A más de alguno nos tocó leer la Ilíada como parte del currículum escolar. Y más de alguno nos preguntamos qué podía enseñarnos un libro escrito hace tres mil años. Operábamos quizás bajo la interpretación Whig de la historia, aquella que afirma triunfante que el presente sustituye al pasado y que, por ende, no hay nada útil en Homero que no exista en Hollywood, Broadway o Netflix. Sin embargo, Sarpedón, héroe de la Guerra de Troya, opinaría diferente.
¡Glauco! ¿Por qué a nosotros nos honran en Licia con asientos preferentes, manjares y copas de vino, y todos nos miran como a dioses, y poseemos campos grandes y magníficos a orillas de Janto?
Preciso es que ahora nos sostengamos entre los más avanzados y nos lancemos a la ardiente pelea, para que diga alguno de los licios […]: No sin gloria imperan nuestros reyes en la Licia, y si comen robustas ovejas y beben exquisito vino, dulce como la miel, también son esforzados, pues combaten al frente de los licios.
(Ilíada. Canto XII. Traducción de Luis Segalá y Estalella)
Lo que se nos presenta en este fragmento es una idea que en la antigüedad no tenía mucho de ficción. Los reyes y príncipes podían estar colmados de privilegios, pero un privilegio que casi nunca tenían (ni habrían querido tener) era el de esconderse en la seguridad de sus palacios mientras su pueblo derramaba sangre. Por el contrario, la tan intuitiva ley del balance demandaba de los nobles un sacrificio proporcional a las comodidades que gozaban.

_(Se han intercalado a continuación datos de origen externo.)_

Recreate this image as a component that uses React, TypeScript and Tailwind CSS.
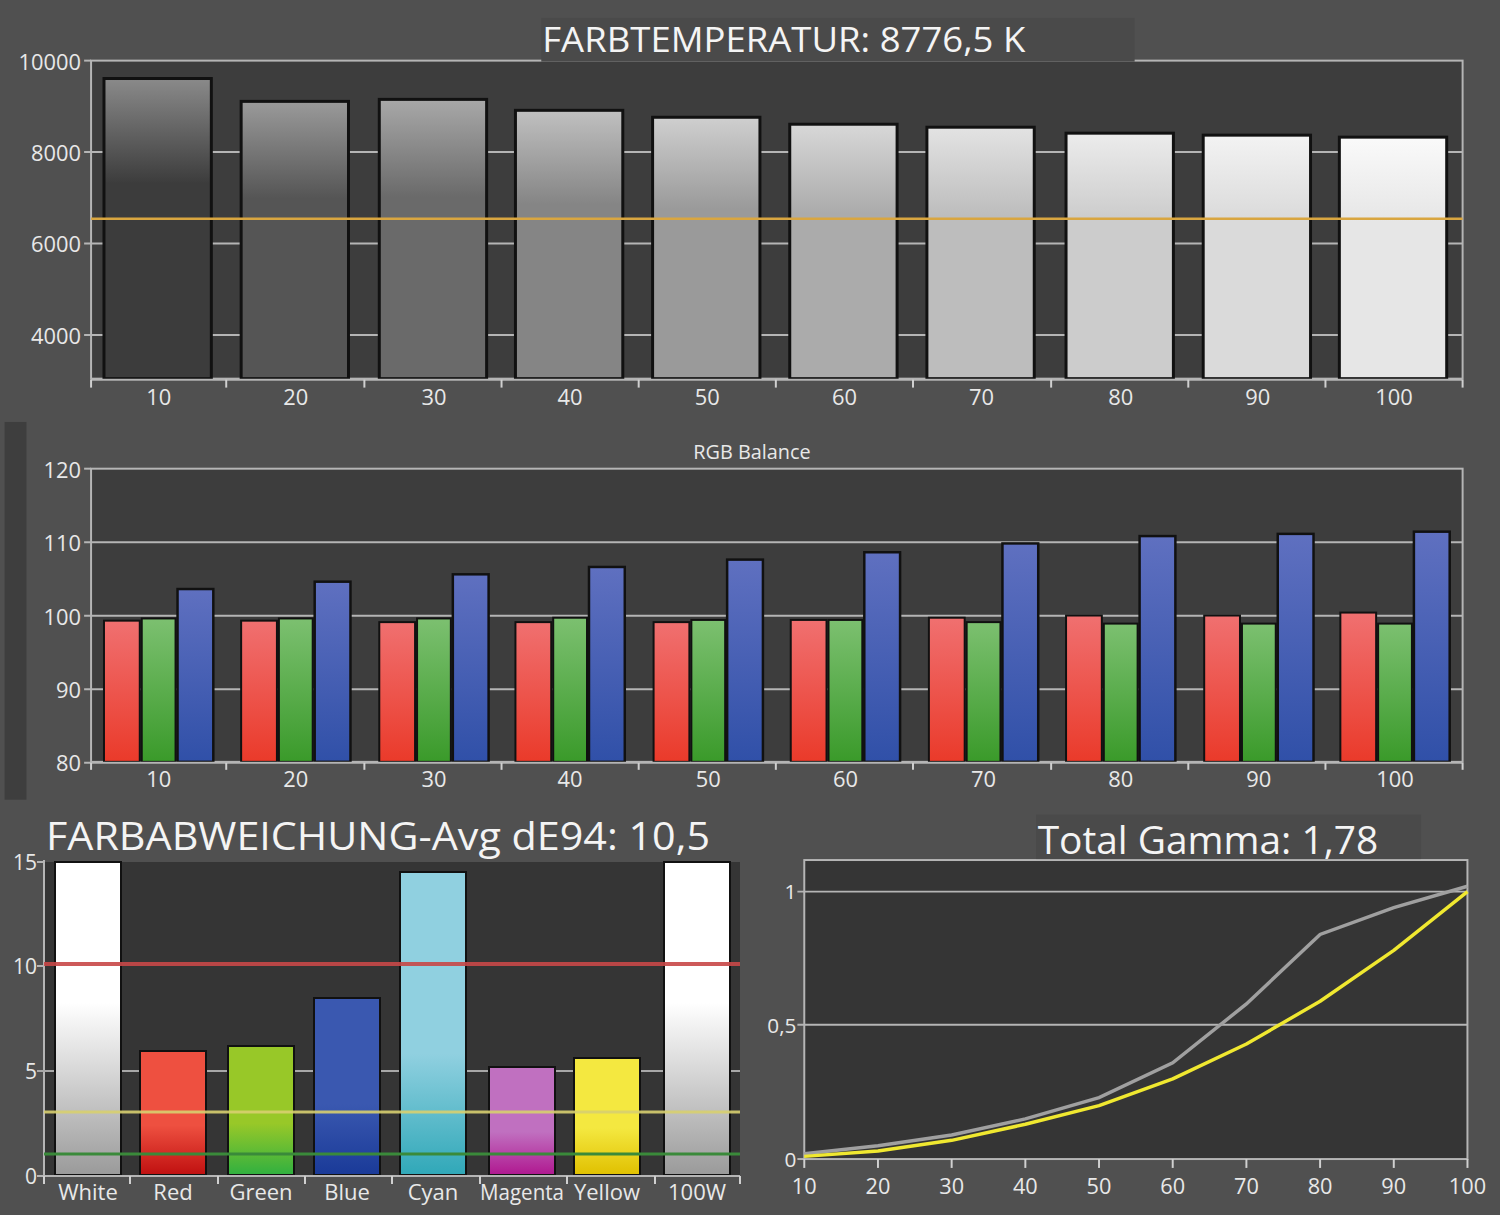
import React from "react";

const F = "'Open Sans', 'Noto Sans', sans-serif";
const lab = { fill: "#e8e8e8", fontFamily: F } as const;

function TopChart() {
  const xs = [100, 238, 377, 514, 652, 790, 928, 1068, 1206, 1343];
  const tops = [79, 102, 100, 111, 118, 125, 128, 134, 136, 138];
  const ticks = [87, 223, 362, 500, 638, 776, 914, 1053, 1191, 1329, 1467];
  const shades = [
    ["#8a8a8a", "#3c3c3c"], ["#9a9a9a", "#555"], ["#a8a8a8", "#6a6a6a"], ["#c0c0c0", "#858585"],
    ["#cfcfcf", "#9a9a9a"], ["#d8d8d8", "#ababab"], ["#e3e3e3", "#bdbdbd"], ["#ececec", "#cccccc"],
    ["#f3f3f3", "#dadada"], ["#fafafa", "#e6e6e6"],
  ];
  return (
    <svg viewBox="0 0 1500 420" className="block w-full h-[420px]">
      <defs>
        {shades.map((s, i) => (
          <linearGradient key={i} id={`t${i}`} x1="0" y1="0" x2="0" y2="1">
            <stop offset="0" stopColor={s[0]} />
            <stop offset="0.35" stopColor={s[1]} />
            <stop offset="1" stopColor={s[1]} />
          </linearGradient>
        ))}
      </defs>
      <rect x="87" y="61" width="1380" height="320" fill="#3d3d3d" />
      <rect x="87" y="61" width="1380" height="320" fill="none" stroke="#b5b5b5" strokeWidth="2" />
      {[153, 245, 337].map((y) => (
        <line key={y} x1="80" x2="1467" y1={y} y2={y} stroke="#b5b5b5" strokeWidth="2" />
      ))}
      <line x1="80" x2="87" y1="61" y2="61" stroke="#b5b5b5" strokeWidth="2" />
      {xs.map((x, i) => (
        <rect key={x} x={x} y={tops[i]} width="108" height={381 - tops[i]} fill={`url(#t${i})`} stroke="#111" strokeWidth="3" />
      ))}
      <line x1="87" x2="1467" y1="220" y2="220" stroke="#d9a640" strokeWidth="2.5" />
      <line x1="87" x2="1467" y1="382" y2="382" stroke="#b5b5b5" strokeWidth="2" />
      {ticks.map((x) => (
        <line key={x} x1={x} x2={x} y1="382" y2="390" stroke="#d0d0d0" strokeWidth="2" />
      ))}
      {[["10000", 70], ["8000", 162], ["6000", 254], ["4000", 346]].map(([t, y]) => (
        <text key={t} x="77" y={y as number} textAnchor="end" fontSize="22" {...lab}>{t}</text>
      ))}
      {xs.map((x, i) => (
        <text key={i} x={x + 55} y="408" textAnchor="middle" fontSize="22" {...lab}>{(i + 1) * 10}</text>
      ))}
      <rect x="540" y="18" width="597" height="44" fill="#4a4a4a" />
      <text x="784" y="52" textAnchor="middle" fontSize="34" textLength="486" lengthAdjust="spacingAndGlyphs" fill="#f4f4f4" fontFamily={F}>FARBTEMPERATUR: 8776,5 K</text>
    </svg>
  );
}

function RgbChart() {
  const xs = [100, 238, 377, 514, 653, 791, 930, 1068, 1207, 1344];
  const R = [99.2, 99.2, 99, 99, 99, 99.3, 99.6, 99.9, 99.9, 100.3];
  const G = [99.5, 99.5, 99.5, 99.6, 99.3, 99.3, 99, 98.8, 98.8, 98.8];
  const B = [103.5, 104.5, 105.5, 106.5, 107.5, 108.5, 109.7, 110.7, 111, 111.3];
  const y = (v: number) => 767 - (v - 80) * 7.4;
  const ticks = [87, 223, 362, 500, 638, 776, 914, 1053, 1191, 1329, 1467];
  return (
    <svg viewBox="0 420 1500 395" className="block w-full h-[395px]">
      <defs>
        <linearGradient id="gr" x1="0" y1="0" x2="0" y2="1"><stop offset="0" stopColor="#f07070" /><stop offset="1" stopColor="#ea3a2a" /></linearGradient>
        <linearGradient id="gg" x1="0" y1="0" x2="0" y2="1"><stop offset="0" stopColor="#7cc070" /><stop offset="1" stopColor="#3a9a2a" /></linearGradient>
        <linearGradient id="gb" x1="0" y1="0" x2="0" y2="1"><stop offset="0" stopColor="#5f70c0" /><stop offset="1" stopColor="#3050a8" /></linearGradient>
      </defs>
      <rect x="0" y="425" width="22" height="380" fill="#3e3e3e" />
      <rect x="87" y="472" width="1380" height="295" fill="#3d3d3d" stroke="#b5b5b5" strokeWidth="2" />
      {[546, 620, 694].map((yy) => (
        <line key={yy} x1="80" x2="1467" y1={yy} y2={yy} stroke="#b5b5b5" strokeWidth="2" />
      ))}
      <line x1="80" x2="87" y1="472" y2="472" stroke="#b5b5b5" strokeWidth="2" />
      {xs.map((x, i) => (
        <g key={x}>
          <rect x={x} y={y(R[i])} width="36" height={767 - y(R[i])} fill="url(#gr)" stroke="#111" strokeWidth="2" />
          <rect x={x + 38} y={y(G[i])} width="34" height={767 - y(G[i])} fill="url(#gg)" stroke="#111" strokeWidth="2" />
          <rect x={x + 74} y={y(B[i])} width="36" height={767 - y(B[i])} fill="url(#gb)" stroke="#111" strokeWidth="2.5" />
        </g>
      ))}
      <line x1="80" x2="1467" y1="768" y2="768" stroke="#b5b5b5" strokeWidth="2" />
      {ticks.map((x) => (
        <line key={x} x1={x} x2={x} y1="768" y2="775" stroke="#d0d0d0" strokeWidth="2" />
      ))}
      {[["120", 481], ["110", 555], ["100", 629], ["90", 703], ["80", 776]].map(([t, yy]) => (
        <text key={t} x="77" y={yy as number} textAnchor="end" fontSize="22" {...lab}>{t}</text>
      ))}
      {xs.map((x, i) => (
        <text key={i} x={x + 55} y="792" textAnchor="middle" fontSize="22" {...lab}>{(i + 1) * 10}</text>
      ))}
      <text x="752" y="462" textAnchor="middle" fontSize="20" {...lab}>RGB Balance</text>
    </svg>
  );
}

function DeltaChart() {
  const bars: [string, number, number, string, string][] = [
    ["White", 55, 862, "#ffffff", "#9a9a9a"],
    ["Red", 140, 1051, "#ee5040", "#c01010"],
    ["Green", 228, 1046, "#98c828", "#30b040"],
    ["Blue", 314, 998, "#3a58b0", "#1a3a98"],
    ["Cyan", 400, 872, "#90d0e0", "#30a8b8"],
    ["Magenta", 489, 1067, "#c070c0", "#b01890"],
    ["Yellow", 574, 1058, "#f4e840", "#e0c000"],
    ["100W", 664, 862, "#ffffff", "#9a9a9a"],
  ];
  const ticks = [44, 130, 218, 305, 392, 480, 567, 655, 740];
  return (
    <svg viewBox="0 810 750 405" className="block w-[750px] h-[405px]">
      <defs>
        {bars.map((b, i) => (
          <linearGradient key={i} id={`d${i}`} x1="0" y1="0" x2="0" y2="1">
            <stop offset="0" stopColor={b[3]} />
            <stop offset={i === 0 || i === 7 ? "0.45" : "0.6"} stopColor={b[3]} />
            <stop offset="1" stopColor={b[4]} />
          </linearGradient>
        ))}
      </defs>
      <rect x="44" y="862" width="696" height="313" fill="#353535" />
      <line x1="44" x2="44" y1="860" y2="1176" stroke="#b5b5b5" strokeWidth="2" />
      <line x1="37" x2="44" y1="862" y2="862" stroke="#b5b5b5" strokeWidth="2" />
      <line x1="37" x2="740" y1="1071" y2="1071" stroke="#a8a8a8" strokeWidth="2" />
      <line x1="37" x2="44" y1="966" y2="966" stroke="#b5b5b5" strokeWidth="2" />
      {bars.map((b, i) => (
        <rect key={i} x={b[1]} y={b[2]} width="66" height={1175 - b[2]} fill={`url(#d${i})`} stroke="#111" strokeWidth="2" />
      ))}
      <line x1="44" x2="740" y1="964" y2="964" stroke="#c84848" strokeWidth="4" opacity="0.9" />
      <line x1="44" x2="740" y1="1112" y2="1112" stroke="#d8d070" strokeWidth="3" opacity="0.9" />
      <line x1="44" x2="740" y1="1154" y2="1154" stroke="#3a8a3a" strokeWidth="3" />
      <line x1="37" x2="740" y1="1176" y2="1176" stroke="#b5b5b5" strokeWidth="2" />
      {ticks.map((x) => (
        <line key={x} x1={x} x2={x} y1="1176" y2="1184" stroke="#d0d0d0" strokeWidth="2" />
      ))}
      {[["15", 870], ["10", 974], ["5", 1079], ["0", 1184]].map(([t, y]) => (
        <text key={t} x="37" y={y as number} textAnchor="end" fontSize="21" {...lab}>{t}</text>
      ))}
      {bars.map((b, i) => (
        <text key={i} x={b[1] + 33} y="1200" textAnchor="middle" fontSize="22" {...lab} textLength={b[0] === "Magenta" ? 84 : undefined} lengthAdjust="spacingAndGlyphs">{b[0]}</text>
      ))}
      <text x="46" y="850" fontSize="38" textLength="664" lengthAdjust="spacingAndGlyphs" fill="#f4f4f4" fontFamily={F}>FARBABWEICHUNG-Avg dE94: 10,5</text>
    </svg>
  );
}

function GammaChart() {
  const px = (i: number) => 795 + i * 74.67;
  const py = (v: number) => 1161 - v * 271;
  const gray = [0.02, 0.05, 0.09, 0.15, 0.23, 0.36, 0.58, 0.84, 0.94, 1.02];
  const yel = [0.01, 0.03, 0.07, 0.13, 0.2, 0.3, 0.43, 0.59, 0.78, 1.0];
  const pts = (a: number[]) => a.map((v, i) => `${px(i)},${py(v)}`).join(" ");
  return (
    <svg viewBox="740 810 760 405" className="block w-[750px] h-[405px]">
      <rect x="795" y="858" width="672" height="303" fill="#353535" stroke="#b5b5b5" strokeWidth="2" />
      <line x1="788" x2="1467" y1="890" y2="890" stroke="#b5b5b5" strokeWidth="2" />
      <line x1="788" x2="1467" y1="1025" y2="1025" stroke="#b5b5b5" strokeWidth="2" />
      <line x1="788" x2="795" y1="1161" y2="1161" stroke="#b5b5b5" strokeWidth="2" />
      <polyline points={pts(gray)} fill="none" stroke="#a0a0a0" strokeWidth="3.5" />
      <polyline points={pts(yel)} fill="none" stroke="#f0e830" strokeWidth="3.5" strokeLinejoin="round" />
      {Array.from({ length: 10 }, (_, i) => (
        <g key={i}>
          <line x1={px(i)} x2={px(i)} y1="1161" y2="1170" stroke="#d0d0d0" strokeWidth="2" />
          <text x={px(i)} y="1196" textAnchor="middle" fontSize="22" {...lab}>{(i + 1) * 10}</text>
        </g>
      ))}
      {[["1", 898], ["0,5", 1033], ["0", 1169]].map(([t, y]) => (
        <text key={t} x="787" y={y as number} textAnchor="end" fontSize="21" {...lab}>{t}</text>
      ))}
      <rect x="1030" y="812" width="390" height="45" fill="#4a4a4a" />
      <text x="1204" y="852" textAnchor="middle" fontSize="38" textLength="345" lengthAdjust="spacingAndGlyphs" fill="#f4f4f4" fontFamily={F}>Total Gamma: 1,78</text>
    </svg>
  );
}

export default function App() {
  return (
    <div className="w-[1500px] h-[1215px] bg-[#505050] flex flex-col overflow-hidden">
      <TopChart />
      <RgbChart />
      <div className="flex">
        <DeltaChart />
        <GammaChart />
      </div>
    </div>
  );
}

Los ecos de esta convicción los encontramos a través de la antigüedad. Leónidas, Alejandro Magno, Aníbal y Ciro el Grande habrían encontrado vergüenza y deshonra en huir de la pelea, pues, como dice la Biblia, «a todo aquel a quien se le haya dado mucho, mucho se demandará de él; y al que se le haya encomendado mucho, más se le pedirá» (Lucas 12:48). Estos ecos continúan y se amplifican en la Edad Media con el noblesse obligue, expresión francesa que significa «[la] nobleza obliga» y fue encarnada por personajes como Charles Martel (y su nieto Carlomagno), Balduino IV, Ricardo Corazón de León y el Cid Campeador.
A medida que nos adentramos en la era moderna, los ecos se vuelven más tenues. Pedro el Grande de Rusia y Federico el Grande de Prusia dirigieron personalmente a sus tropas en el siglo XVIII. Napoleón y Nicolás II fueron notables por hacerlo en el XIX, así como también Jorge II, último monarca británico en ver el campo de batalla. Los nobles no se quedaban atrás; a los duques de Marlborough y Wellington los recordamos tanto por su influencia política como por su valentía ante las armas.

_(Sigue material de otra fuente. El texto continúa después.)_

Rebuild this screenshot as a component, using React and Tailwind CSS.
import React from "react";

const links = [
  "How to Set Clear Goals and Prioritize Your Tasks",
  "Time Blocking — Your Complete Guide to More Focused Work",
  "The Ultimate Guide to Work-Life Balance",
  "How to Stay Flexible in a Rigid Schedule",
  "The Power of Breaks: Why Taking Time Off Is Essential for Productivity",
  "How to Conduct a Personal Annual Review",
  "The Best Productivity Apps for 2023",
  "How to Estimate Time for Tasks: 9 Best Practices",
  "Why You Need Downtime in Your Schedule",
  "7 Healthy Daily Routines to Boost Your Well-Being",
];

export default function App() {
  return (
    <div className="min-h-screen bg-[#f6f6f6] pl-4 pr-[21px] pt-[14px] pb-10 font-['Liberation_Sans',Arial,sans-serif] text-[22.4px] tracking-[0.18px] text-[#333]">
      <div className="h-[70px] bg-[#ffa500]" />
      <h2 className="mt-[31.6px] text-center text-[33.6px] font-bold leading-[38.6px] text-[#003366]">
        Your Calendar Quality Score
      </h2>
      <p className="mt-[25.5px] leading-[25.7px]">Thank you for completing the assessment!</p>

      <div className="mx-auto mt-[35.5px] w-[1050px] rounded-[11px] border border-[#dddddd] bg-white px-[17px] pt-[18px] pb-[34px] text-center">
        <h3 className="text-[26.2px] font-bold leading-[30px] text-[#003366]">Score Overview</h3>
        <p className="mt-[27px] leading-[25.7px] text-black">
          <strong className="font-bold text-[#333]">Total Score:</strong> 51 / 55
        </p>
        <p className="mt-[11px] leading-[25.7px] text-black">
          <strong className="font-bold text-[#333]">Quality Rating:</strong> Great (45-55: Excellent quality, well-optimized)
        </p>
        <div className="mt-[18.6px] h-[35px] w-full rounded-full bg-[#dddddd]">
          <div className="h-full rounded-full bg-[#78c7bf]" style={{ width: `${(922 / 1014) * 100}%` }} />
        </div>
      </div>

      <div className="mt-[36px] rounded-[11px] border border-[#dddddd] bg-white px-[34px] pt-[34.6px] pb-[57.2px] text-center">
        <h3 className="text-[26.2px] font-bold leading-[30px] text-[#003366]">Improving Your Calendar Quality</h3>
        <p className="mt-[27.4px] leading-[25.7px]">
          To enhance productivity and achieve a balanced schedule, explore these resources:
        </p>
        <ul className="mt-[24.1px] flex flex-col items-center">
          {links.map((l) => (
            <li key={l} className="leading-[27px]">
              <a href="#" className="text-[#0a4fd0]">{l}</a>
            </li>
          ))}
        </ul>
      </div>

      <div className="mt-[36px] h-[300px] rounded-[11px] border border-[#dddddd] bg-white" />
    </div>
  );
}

Tras la Segunda Guerra Mundial los ecos prácticamente se detienen. Algunas familias prominentes siguen viendo el servicio militar como un paso necesario por el que sus hijos deben pasar, pero verían inaudito someterlos a roles de combate. Otros deciden no solo ahorrarse el riesgo, sino también la incomodidad; y descartan la idea por completo.

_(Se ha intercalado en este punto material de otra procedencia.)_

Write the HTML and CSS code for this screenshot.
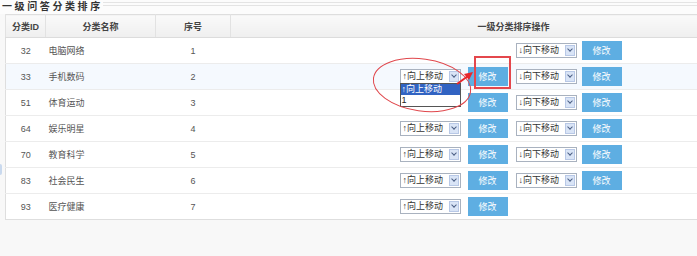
FILE: index.html
```html
<!doctype html>
<html lang="zh-CN">

<head>
    <meta charset="utf-8">
    <meta name="viewport" content="width=device-width, initial-scale=1">
    <title>一级问答分类排序</title>

    <link rel="stylesheet" href="styles.css">
</head>

<body>
    <div class="page">
        <div class="title_bar">
            <h2>一级问答分类排序</h2>
            <span class="title_line"></span>
        </div>

        <table class="sort_table">
            <colgroup>
                <col class="col_id">
                <col class="col_name">
                <col class="col_order">
                <col class="col_ops">
            </colgroup>
            <thead>
                <tr>
                    <th>分类ID</th>
                    <th>分类名称</th>
                    <th>序号</th>
                    <th class="ops_head">一级分类排序操作</th>
                </tr>
            </thead>
            <tbody>
                <tr>
                    <td class="cell_id">32</td>
                    <td class="cell_name">电脑网络</td>
                    <td class="cell_order">1</td>
                    <td class="cell_ops">
                        <div class="ops">
                            <div class="op_group"></div>
                            <div class="op_group">
                                <span class="fake_select down"><span class="sel_text">↓向下移动</span><span class="sel_arrow"></span></span>
                                <button class="edit_btn">修改</button>
                            </div>
                        </div>
                    </td>
                </tr>
                <tr class="hover_row">
                    <td class="cell_id">33</td>
                    <td class="cell_name">手机数码</td>
                    <td class="cell_order">2</td>
                    <td class="cell_ops">
                        <div class="ops">
                            <div class="op_group">
                                <span class="fake_select up open">
                                    <span class="sel_text">↑向上移动</span><span class="sel_arrow"></span>
                                    <span class="sel_list">
                                        <span class="sel_item active">↑向上移动</span>
                                        <span class="sel_item">1</span>
                                    </span>
                                </span>
                                <button class="edit_btn">修改</button>
                            </div>
                            <div class="op_group">
                                <span class="fake_select down"><span class="sel_text">↓向下移动</span><span class="sel_arrow"></span></span>
                                <button class="edit_btn">修改</button>
                            </div>
                        </div>
                    </td>
                </tr>
                <tr>
                    <td class="cell_id">51</td>
                    <td class="cell_name">体育运动</td>
                    <td class="cell_order">3</td>
                    <td class="cell_ops">
                        <div class="ops">
                            <div class="op_group">
                                <!-- hidden behind the open list above -->
                                <span class="fake_select up covered"><span class="sel_text">↑向上移动</span><span class="sel_arrow"></span></span>
                                <button class="edit_btn">修改</button>
                            </div>
                            <div class="op_group">
                                <span class="fake_select down"><span class="sel_text">↓向下移动</span><span class="sel_arrow"></span></span>
                                <button class="edit_btn">修改</button>
                            </div>
                        </div>
                    </td>
                </tr>
                <tr>
                    <td class="cell_id">64</td>
                    <td class="cell_name">娱乐明星</td>
                    <td class="cell_order">4</td>
                    <td class="cell_ops">
                        <div class="ops">
                            <div class="op_group">
                                <span class="fake_select up"><span class="sel_text">↑向上移动</span><span class="sel_arrow"></span></span>
                                <button class="edit_btn">修改</button>
                            </div>
                            <div class="op_group">
                                <span class="fake_select down"><span class="sel_text">↓向下移动</span><span class="sel_arrow"></span></span>
                                <button class="edit_btn">修改</button>
                            </div>
                        </div>
                    </td>
                </tr>
                <tr>
                    <td class="cell_id">70</td>
                    <td class="cell_name">教育科学</td>
                    <td class="cell_order">5</td>
                    <td class="cell_ops">
                        <div class="ops">
                            <div class="op_group">
                                <span class="fake_select up"><span class="sel_text">↑向上移动</span><span class="sel_arrow"></span></span>
                                <button class="edit_btn">修改</button>
                            </div>
                            <div class="op_group">
                                <span class="fake_select down"><span class="sel_text">↓向下移动</span><span class="sel_arrow"></span></span>
                                <button class="edit_btn">修改</button>
                            </div>
                        </div>
                    </td>
                </tr>
                <tr>
                    <td class="cell_id">83</td>
                    <td class="cell_name">社会民生</td>
                    <td class="cell_order">6</td>
                    <td class="cell_ops">
                        <div class="ops">
                            <div class="op_group">
                                <span class="fake_select up"><span class="sel_text">↑向上移动</span><span class="sel_arrow"></span></span>
                                <button class="edit_btn">修改</button>
                            </div>
                            <div class="op_group">
                                <span class="fake_select down"><span class="sel_text">↓向下移动</span><span class="sel_arrow"></span></span>
                                <button class="edit_btn">修改</button>
                            </div>
                        </div>
                    </td>
                </tr>
                <tr>
                    <td class="cell_id">93</td>
                    <td class="cell_name">医疗健康</td>
                    <td class="cell_order">7</td>
                    <td class="cell_ops">
                        <div class="ops">
                            <div class="op_group">
                                <span class="fake_select up"><span class="sel_text">↑向上移动</span><span class="sel_arrow"></span></span>
                                <button class="edit_btn">修改</button>
                            </div>
                            <div class="op_group"></div>
                        </div>
                    </td>
                </tr>
            </tbody>
        </table>

        <span class="side_tab"></span>

        <!-- red annotation marks drawn over the table -->
        <svg class="marks" width="697" height="256" viewBox="0 0 697 256">
            <ellipse cx="422" cy="85" rx="49" ry="26" transform="rotate(8 422 85)" fill="none" stroke="#e0474c" stroke-width="1"/>
            <line x1="457" y1="84" x2="468" y2="76" stroke="#e8262b" stroke-width="2"/>
            <polygon points="473,72 464,74 469,80" fill="#e8262b"/>
            <rect x="475" y="57" width="35" height="31" fill="none" stroke="#e4474c" stroke-width="1.2" shape-rendering="crispEdges"/>
        </svg>
    </div>
</body>

</html>
```

FILE: styles.css
```css
/* Category sort page */
body {
    margin: 0;
    background-color: #f8f8f8;
    font-family: "Liberation Sans", "Noto Sans CJK SC", sans-serif;
    font-size: 9px;
    color: #555;
    overflow: hidden;
}

.page {
    position: relative;
    width: 697px;
    height: 256px;
}

.title_bar {
    display: flex;
    align-items: flex-start;
    height: 14px;
    background-color: #fcfcfc;
}

.title_bar h2 {
    margin: 1px 0 0 2px;
    font-size: 10px;
    line-height: 11px;
    font-weight: bold;
    letter-spacing: 2.6px;
    color: #333;
}

.title_line {
    flex: 1;
    height: 2px;
    margin-top: 2px;
    border-top: 1px solid #e4e4e4;
    border-bottom: 1px solid #e4e4e4;
}

.sort_table {
    margin-left: 5px;
    width: 792px;
    table-layout: fixed;
    border-collapse: collapse;
    background-color: #fff;
    border: 1px solid #dedede;
}

.col_id {
    width: 40px;
}

.col_name {
    width: 110px;
}

.col_order {
    width: 75px;
}

.sort_table th {
    height: 22px;
    padding: 0;
    font-weight: bold;
    color: #444;
    background: linear-gradient(#fafafa, #efefef);
    border-left: 1px solid #e2e2e2;
    border-bottom: 1px solid #dcdcdc;
    text-align: center;
}

.sort_table td {
    height: 25px;
    padding: 0;
    border-top: 1px solid #ececec;
}

.hover_row td {
    background-color: #f5f9fe;
}

.cell_id {
    text-align: center;
}

.cell_name {
    padding-left: 3px !important;
}

.cell_order {
    text-align: center;
}

.ops {
    display: flex;
    padding-left: 169px;
}

.op_group {
    display: flex;
    align-items: center;
    width: 116px;
}

.fake_select {
    position: relative;
    display: flex;
    align-items: center;
    justify-content: space-between;
    box-sizing: border-box;
    width: 61px;
    height: 15px;
    padding: 0 1px 0 2px;
    background-color: #fff;
    border: 1px solid #a9b2bf;
    color: #333;
    font-size: 9px;
    line-height: 13px;
}

.fake_select.down {
    margin-right: 5px;
}

.fake_select.up {
    margin-right: 7px;
}

.fake_select.covered {
    visibility: hidden;
}

.sel_text {
    white-space: nowrap;
}

.sel_arrow {
    position: relative;
    width: 10px;
    height: 11px;
    background-color: #d9e4f6;
    border: 1px solid #b8c8e6;
    box-sizing: border-box;
}

.sel_arrow::after {
    content: "";
    position: absolute;
    left: 2px;
    top: 1px;
    width: 3px;
    height: 3px;
    border-right: 1.5px solid #4b5f84;
    border-bottom: 1.5px solid #4b5f84;
    transform: rotate(45deg);
}

.sel_list {
    position: absolute;
    left: -1px;
    top: 13px;
    z-index: 2;
    display: flex;
    flex-direction: column;
    box-sizing: border-box;
    width: 61px;
    background-color: #fff;
    border: 1px solid #555;
}

.sel_item {
    height: 11px;
    line-height: 11px;
    padding-left: 1px;
    color: #222;
}

.sel_item.active {
    background-color: #3163c2;
    color: #fff;
}

.edit_btn {
    width: 40px;
    height: 19px;
    padding: 0;
    border: none;
    background-color: #5eaee2;
    color: #fff;
    font-family: "Liberation Sans", "Noto Sans CJK SC", sans-serif;
    font-size: 9px;
    cursor: pointer;
}

.side_tab {
    position: absolute;
    left: 0;
    top: 164px;
    width: 2px;
    height: 11px;
    background-color: #c9d9ee;
    border-radius: 0 2px 2px 0;
}

.marks {
    position: absolute;
    left: 0;
    top: 0;
    pointer-events: none;
    z-index: 3;
}
```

Lo que es cierto es que ni el jefe de Estado, ni el aristócrata ni el general moderno sienten vergüenza de mandar a su pueblo al matadero mientras que ellos se refugian en un búnker. Existirán justificaciones racionales —como que el líder es, acaso, demasiado valioso como para exponerlo insensatamente a las balas—, pero en el fondo sabemos que ninguna de ellas refleja aquellas lecciones de liderazgo, valentía y honor que encontramos en la Ilíada.